MACCA.NEWS- Ketua Umum Majelis Tinggi Agama Konghucu Indonesia (Matakin), Uung Sendana mengungkapkan, Pemilu Presiden (Pilpres) 2014 dan 2019 menyebabkan masyarakat terbelah. Menurutnya, masing-masing pendukung seolah-olah merasa paling benar.
“Dalam dua pemilu ini, kita merasakan, kok negara kita hanya karena pilih dua pemimpin terbelah. Padahal kita kan sama-sama sebagai anak bangsa,” kata Uung Sendana dalam diskusi kebangsaan yang digelar Aliansi Anak Bangsa untuk Indonesia (AABI) di Jakarta, Minggu (24/3/2019).
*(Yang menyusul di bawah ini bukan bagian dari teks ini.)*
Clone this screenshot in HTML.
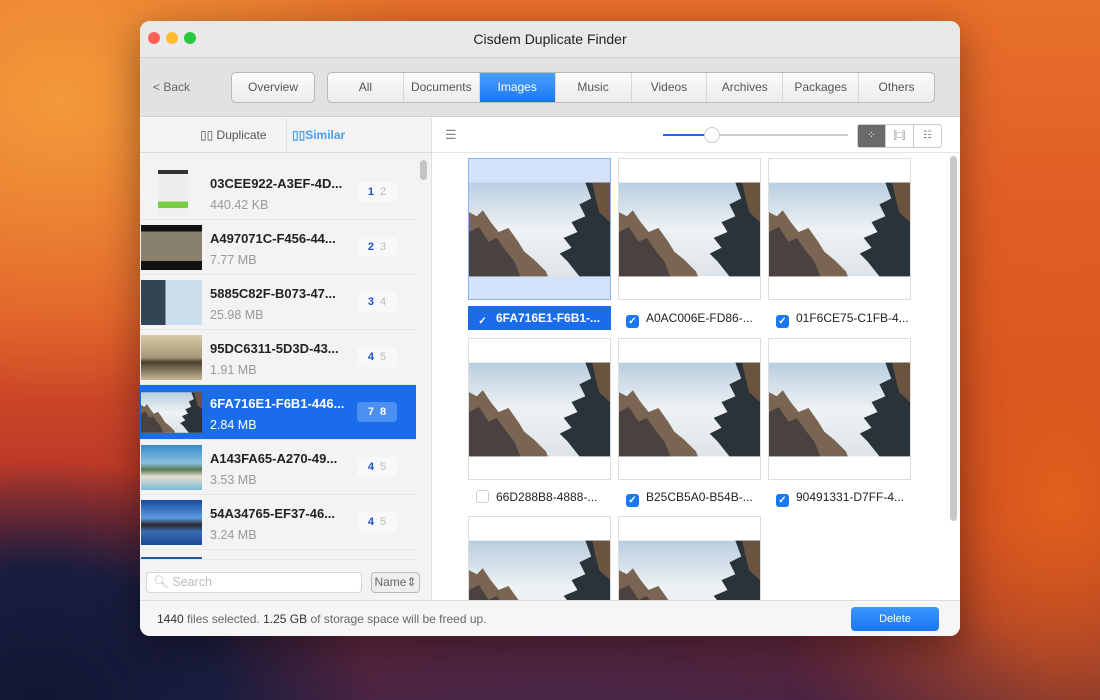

Uung Sendana menuturkan, media sosial (medsos) kerap dijadikan sarana untuk menghakimi. Apabila ada pihak yang meluruskan kekeliruan, tak jarang dianggap bertentangan. Padahal tujuan memilih pemimpin pada hakikatnya untuk mencapai cita-cita berdirinya negara.
Menurut Uung, ajang pesta demokrasi sejatinya bukan segala-galanya. Menjaga semangat yang ditularkan pendiri bangsa, justru harus bisa dipertahankan dan diwujudkan. “Ujung-ujungnya, terciptanya keadilan sosial bagi seluruh rakyat. Keberpihakan kita harus terhadap bangsa dan negara, bukan kepada satu kelompok atau golongan tertentu,” ucap Uung Sendana.
Pada kesempatan yang sama, pendeta Irfan Hutasoit menyatakan, Indonesia dibangun oleh persahabatan dan persaudaraan. Pancasila dinilai menjadi penyatu keragaman. “Dengan Pancasila, maka keragaman, perbedaan diibaratkan sebagai mutiara-mutiara,” kata Irfan Hutasoit.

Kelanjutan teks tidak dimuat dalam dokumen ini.